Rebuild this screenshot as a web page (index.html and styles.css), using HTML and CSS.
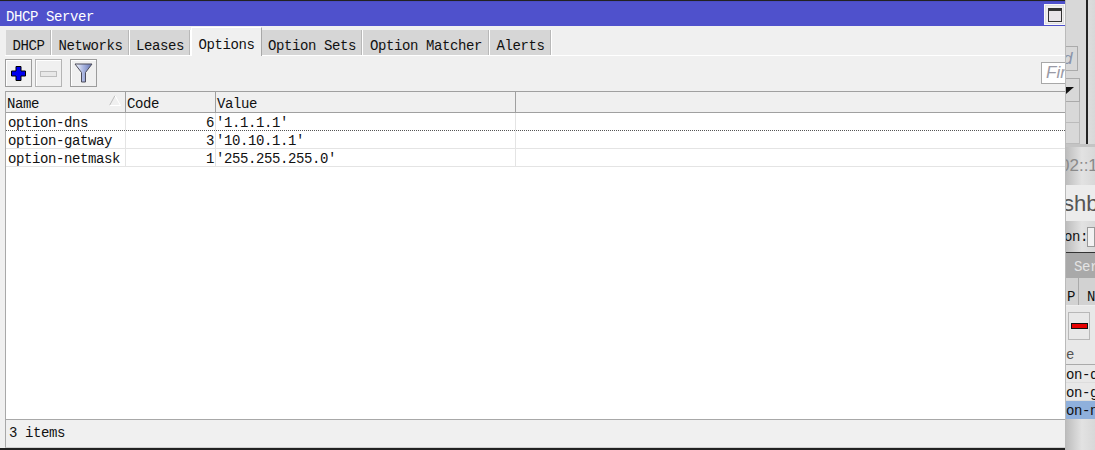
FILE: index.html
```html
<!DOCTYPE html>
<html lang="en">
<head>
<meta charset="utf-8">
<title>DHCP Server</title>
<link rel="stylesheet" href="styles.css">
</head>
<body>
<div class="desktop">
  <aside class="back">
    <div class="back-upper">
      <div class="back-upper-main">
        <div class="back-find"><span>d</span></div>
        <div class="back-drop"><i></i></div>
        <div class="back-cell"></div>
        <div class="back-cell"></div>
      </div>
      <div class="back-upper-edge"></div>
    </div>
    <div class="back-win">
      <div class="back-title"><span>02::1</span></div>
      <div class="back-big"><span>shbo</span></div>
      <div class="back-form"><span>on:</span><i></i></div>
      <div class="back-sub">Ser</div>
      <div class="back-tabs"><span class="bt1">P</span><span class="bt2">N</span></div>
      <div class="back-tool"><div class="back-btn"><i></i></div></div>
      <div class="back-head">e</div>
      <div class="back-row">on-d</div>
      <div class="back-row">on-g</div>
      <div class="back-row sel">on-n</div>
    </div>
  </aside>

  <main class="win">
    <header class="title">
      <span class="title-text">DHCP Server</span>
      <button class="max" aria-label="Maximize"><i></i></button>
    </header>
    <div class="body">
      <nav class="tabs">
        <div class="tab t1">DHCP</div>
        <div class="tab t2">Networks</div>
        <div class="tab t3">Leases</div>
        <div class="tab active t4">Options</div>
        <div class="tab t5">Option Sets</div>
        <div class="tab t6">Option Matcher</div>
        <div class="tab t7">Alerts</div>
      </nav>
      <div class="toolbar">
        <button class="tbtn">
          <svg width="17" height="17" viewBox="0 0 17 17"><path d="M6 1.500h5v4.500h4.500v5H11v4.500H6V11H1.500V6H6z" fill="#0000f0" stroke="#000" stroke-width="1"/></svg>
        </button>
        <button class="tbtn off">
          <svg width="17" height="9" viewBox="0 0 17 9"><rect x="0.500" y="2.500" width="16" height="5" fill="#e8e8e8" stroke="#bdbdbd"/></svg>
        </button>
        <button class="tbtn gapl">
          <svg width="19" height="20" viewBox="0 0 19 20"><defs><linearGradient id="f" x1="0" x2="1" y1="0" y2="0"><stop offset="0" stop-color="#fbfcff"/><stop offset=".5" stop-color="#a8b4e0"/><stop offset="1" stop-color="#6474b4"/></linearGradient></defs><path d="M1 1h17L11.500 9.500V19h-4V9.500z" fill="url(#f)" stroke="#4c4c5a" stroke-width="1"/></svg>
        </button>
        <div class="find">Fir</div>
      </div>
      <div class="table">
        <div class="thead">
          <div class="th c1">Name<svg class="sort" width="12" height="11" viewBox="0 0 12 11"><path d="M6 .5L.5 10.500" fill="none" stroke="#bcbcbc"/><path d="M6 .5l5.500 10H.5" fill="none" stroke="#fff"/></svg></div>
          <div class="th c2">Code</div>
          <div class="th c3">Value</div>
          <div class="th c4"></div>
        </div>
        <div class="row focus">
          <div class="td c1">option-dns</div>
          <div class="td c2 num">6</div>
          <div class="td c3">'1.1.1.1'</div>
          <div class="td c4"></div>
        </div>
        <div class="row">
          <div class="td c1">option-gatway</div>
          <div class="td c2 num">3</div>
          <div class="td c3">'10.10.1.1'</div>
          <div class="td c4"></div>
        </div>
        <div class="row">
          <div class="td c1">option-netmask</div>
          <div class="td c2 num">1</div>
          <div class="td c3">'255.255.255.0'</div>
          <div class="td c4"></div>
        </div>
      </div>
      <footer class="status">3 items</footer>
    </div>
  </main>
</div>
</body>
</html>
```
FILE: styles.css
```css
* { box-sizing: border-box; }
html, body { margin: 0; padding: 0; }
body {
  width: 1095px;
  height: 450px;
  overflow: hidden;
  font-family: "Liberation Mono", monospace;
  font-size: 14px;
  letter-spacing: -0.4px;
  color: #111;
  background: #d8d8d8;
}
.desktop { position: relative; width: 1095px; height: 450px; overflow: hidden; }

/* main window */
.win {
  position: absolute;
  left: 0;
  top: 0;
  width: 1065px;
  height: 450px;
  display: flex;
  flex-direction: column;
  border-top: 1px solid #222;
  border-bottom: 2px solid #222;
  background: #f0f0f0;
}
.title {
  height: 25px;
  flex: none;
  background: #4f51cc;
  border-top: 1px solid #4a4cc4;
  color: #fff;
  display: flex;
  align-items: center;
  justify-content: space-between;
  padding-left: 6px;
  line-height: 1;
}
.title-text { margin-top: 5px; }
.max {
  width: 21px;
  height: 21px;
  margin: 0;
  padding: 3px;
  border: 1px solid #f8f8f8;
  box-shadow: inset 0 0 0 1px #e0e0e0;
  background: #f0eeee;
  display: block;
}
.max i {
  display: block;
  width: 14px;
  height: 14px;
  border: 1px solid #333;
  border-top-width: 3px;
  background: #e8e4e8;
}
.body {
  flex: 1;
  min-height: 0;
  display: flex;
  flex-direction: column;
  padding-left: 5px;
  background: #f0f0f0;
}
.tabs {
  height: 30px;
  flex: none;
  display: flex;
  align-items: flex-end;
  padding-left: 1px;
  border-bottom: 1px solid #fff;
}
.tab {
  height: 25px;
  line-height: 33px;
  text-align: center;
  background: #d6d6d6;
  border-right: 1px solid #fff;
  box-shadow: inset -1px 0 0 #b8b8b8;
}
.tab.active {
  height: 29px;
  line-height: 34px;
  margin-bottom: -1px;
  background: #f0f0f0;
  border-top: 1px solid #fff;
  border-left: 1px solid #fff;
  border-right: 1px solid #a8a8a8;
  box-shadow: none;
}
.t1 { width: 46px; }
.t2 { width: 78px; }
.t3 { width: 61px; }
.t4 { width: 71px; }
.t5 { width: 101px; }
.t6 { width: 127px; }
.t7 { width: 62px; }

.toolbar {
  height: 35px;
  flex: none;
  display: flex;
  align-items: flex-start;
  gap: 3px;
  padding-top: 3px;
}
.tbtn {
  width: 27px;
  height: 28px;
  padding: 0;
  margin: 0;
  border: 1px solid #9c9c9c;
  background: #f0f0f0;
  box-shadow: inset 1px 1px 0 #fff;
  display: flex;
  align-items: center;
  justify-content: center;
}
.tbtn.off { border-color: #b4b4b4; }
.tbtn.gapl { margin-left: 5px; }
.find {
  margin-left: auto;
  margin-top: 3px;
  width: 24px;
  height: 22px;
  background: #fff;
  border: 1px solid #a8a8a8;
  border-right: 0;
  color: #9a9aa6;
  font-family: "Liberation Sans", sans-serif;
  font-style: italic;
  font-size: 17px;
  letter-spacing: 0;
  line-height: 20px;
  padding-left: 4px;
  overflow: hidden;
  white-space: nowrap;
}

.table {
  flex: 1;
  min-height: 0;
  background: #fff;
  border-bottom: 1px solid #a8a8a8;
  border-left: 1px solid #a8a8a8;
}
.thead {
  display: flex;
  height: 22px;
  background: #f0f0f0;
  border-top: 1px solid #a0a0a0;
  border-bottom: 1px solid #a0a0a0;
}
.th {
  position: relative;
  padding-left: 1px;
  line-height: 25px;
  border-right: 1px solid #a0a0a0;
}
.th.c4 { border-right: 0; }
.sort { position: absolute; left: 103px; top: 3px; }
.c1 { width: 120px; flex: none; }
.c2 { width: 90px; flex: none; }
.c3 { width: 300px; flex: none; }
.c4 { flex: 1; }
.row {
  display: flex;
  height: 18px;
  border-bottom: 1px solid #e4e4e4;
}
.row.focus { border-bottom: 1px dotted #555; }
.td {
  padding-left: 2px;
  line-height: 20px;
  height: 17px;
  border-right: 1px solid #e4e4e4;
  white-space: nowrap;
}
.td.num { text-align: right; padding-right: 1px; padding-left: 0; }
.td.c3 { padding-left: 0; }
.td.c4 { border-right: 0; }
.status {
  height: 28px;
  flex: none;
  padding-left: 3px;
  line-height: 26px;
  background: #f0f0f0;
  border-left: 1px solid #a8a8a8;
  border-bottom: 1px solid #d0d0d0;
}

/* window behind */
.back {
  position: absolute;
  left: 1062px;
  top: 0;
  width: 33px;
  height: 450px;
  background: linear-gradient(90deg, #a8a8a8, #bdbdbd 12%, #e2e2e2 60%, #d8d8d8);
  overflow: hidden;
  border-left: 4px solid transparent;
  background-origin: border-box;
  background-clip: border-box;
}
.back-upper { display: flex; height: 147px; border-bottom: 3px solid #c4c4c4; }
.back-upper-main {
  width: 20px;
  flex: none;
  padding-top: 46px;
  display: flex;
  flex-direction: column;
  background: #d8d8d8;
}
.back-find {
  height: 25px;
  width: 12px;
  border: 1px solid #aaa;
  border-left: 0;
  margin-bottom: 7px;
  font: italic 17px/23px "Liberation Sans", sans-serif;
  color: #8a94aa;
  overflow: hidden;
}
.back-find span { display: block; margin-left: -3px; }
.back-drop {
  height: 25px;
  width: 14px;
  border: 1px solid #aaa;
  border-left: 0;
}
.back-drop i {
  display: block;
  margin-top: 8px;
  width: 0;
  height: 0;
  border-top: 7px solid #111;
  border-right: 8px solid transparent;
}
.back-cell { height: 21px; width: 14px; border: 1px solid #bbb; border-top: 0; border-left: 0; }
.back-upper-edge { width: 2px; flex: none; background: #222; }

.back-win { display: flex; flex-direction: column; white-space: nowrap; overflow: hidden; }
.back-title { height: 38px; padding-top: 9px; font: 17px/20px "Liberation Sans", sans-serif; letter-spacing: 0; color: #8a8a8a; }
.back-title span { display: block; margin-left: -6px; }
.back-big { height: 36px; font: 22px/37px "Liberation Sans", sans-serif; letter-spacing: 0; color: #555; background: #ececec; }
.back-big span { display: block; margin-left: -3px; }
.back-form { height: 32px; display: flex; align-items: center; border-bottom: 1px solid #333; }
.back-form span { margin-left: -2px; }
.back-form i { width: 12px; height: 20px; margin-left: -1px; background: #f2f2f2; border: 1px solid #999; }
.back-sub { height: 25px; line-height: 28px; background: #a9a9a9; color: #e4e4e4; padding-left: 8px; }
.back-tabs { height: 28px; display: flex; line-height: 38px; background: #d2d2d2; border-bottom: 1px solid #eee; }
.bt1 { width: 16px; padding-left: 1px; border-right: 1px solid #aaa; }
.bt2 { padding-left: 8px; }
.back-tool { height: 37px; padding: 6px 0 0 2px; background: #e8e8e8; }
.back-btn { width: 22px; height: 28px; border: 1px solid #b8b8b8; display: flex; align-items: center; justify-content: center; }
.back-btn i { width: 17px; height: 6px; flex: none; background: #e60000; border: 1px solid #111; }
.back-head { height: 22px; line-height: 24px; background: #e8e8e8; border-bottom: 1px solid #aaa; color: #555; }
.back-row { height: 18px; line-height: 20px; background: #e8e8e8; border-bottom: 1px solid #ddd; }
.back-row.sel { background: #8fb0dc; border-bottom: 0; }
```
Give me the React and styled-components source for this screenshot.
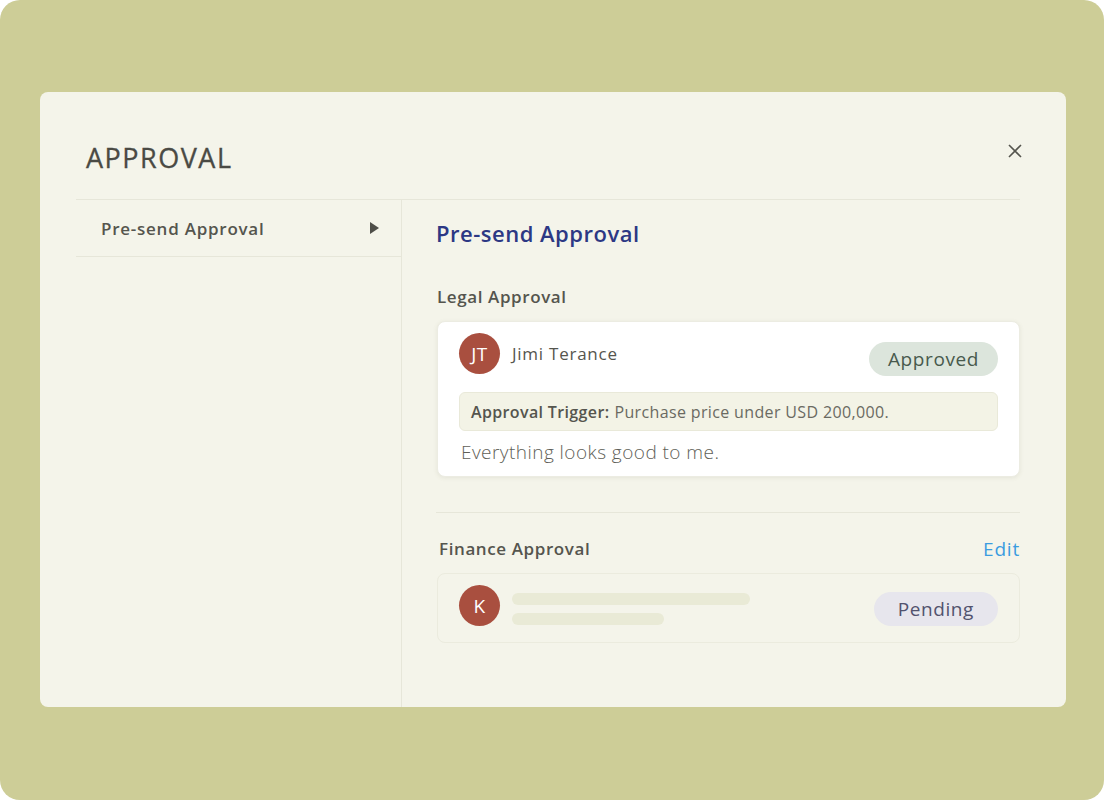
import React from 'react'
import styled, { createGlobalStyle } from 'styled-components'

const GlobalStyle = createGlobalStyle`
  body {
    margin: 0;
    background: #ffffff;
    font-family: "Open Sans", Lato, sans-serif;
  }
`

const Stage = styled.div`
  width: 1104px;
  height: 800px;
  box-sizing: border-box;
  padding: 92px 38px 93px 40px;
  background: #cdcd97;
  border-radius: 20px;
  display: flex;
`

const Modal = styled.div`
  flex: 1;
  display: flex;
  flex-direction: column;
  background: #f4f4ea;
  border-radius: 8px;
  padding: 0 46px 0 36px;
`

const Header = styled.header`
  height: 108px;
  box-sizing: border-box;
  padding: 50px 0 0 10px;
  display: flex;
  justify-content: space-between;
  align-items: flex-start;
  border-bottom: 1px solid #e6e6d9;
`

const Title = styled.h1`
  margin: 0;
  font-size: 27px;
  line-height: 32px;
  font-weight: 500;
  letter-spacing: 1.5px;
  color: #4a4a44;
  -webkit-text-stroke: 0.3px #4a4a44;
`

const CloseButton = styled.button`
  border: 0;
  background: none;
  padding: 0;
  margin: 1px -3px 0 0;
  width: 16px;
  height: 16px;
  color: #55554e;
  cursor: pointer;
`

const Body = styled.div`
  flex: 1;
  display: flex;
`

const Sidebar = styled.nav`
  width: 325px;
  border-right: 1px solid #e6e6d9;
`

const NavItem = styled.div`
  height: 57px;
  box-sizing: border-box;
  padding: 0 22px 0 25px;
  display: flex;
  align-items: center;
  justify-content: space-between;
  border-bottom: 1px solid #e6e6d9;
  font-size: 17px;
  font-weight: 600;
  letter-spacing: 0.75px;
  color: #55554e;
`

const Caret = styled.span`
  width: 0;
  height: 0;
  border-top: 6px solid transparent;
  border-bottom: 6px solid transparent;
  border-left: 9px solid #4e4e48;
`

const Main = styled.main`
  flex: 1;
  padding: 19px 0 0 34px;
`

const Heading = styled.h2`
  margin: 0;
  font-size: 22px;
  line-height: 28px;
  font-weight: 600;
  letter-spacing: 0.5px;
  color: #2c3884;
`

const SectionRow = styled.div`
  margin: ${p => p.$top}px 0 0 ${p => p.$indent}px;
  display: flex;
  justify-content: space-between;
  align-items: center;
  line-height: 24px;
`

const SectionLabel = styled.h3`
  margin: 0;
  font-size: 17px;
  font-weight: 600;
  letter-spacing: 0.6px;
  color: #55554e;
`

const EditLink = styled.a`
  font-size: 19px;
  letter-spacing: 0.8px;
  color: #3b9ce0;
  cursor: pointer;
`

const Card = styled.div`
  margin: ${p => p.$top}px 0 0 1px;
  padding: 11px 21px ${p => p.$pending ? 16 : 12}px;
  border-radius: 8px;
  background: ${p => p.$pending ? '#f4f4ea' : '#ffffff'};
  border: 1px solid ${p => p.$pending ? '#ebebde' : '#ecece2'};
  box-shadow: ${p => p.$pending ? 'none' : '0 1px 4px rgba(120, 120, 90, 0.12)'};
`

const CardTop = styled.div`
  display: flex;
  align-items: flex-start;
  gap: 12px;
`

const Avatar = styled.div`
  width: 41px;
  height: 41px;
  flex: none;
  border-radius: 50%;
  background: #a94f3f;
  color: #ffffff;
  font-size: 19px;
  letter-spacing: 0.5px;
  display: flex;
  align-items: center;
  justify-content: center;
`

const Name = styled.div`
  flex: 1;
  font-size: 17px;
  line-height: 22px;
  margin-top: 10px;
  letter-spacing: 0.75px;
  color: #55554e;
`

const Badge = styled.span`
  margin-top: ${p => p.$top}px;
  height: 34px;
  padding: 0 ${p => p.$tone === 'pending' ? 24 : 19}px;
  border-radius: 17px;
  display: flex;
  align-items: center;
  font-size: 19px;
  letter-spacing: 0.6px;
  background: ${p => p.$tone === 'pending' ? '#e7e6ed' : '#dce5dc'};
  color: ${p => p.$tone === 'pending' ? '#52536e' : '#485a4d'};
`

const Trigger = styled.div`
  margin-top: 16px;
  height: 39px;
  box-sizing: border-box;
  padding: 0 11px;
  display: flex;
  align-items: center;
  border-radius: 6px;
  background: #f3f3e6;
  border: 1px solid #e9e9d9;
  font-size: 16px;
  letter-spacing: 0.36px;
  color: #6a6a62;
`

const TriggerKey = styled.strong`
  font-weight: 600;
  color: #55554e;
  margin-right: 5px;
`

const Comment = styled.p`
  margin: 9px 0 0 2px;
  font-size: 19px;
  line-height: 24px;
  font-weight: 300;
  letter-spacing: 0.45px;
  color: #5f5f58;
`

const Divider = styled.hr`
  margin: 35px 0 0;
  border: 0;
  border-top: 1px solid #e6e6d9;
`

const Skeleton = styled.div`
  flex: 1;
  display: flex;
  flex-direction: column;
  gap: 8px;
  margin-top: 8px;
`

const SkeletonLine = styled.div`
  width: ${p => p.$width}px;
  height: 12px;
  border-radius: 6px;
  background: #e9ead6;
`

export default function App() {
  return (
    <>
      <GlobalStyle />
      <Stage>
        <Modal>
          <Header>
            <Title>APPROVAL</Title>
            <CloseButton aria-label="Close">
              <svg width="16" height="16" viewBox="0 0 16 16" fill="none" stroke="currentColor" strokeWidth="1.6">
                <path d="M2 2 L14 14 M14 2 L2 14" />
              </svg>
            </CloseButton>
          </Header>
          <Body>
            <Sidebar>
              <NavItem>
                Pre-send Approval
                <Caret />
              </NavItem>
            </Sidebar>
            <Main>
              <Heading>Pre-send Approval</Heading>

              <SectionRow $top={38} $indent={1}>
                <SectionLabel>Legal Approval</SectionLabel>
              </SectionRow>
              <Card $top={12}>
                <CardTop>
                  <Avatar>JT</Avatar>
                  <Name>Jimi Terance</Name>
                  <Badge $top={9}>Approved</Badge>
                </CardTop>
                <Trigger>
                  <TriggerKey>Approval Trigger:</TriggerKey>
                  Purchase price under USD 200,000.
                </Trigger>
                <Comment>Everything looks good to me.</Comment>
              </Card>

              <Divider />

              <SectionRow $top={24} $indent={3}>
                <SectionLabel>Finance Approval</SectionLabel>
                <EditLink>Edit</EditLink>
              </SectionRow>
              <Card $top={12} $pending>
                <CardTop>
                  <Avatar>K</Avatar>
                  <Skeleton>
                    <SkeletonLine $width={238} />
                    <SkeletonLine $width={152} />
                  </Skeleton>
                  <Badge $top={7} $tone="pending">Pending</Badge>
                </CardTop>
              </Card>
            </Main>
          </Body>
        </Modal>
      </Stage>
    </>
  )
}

· · · · ·

YOUR INSTRUCTIONS => Which lines include the word "components"? List them all.

COMPLETE RESPONSE =>
Give me the React and styled-components source for this screenshot.
import styled, { createGlobalStyle } from 'styled-components'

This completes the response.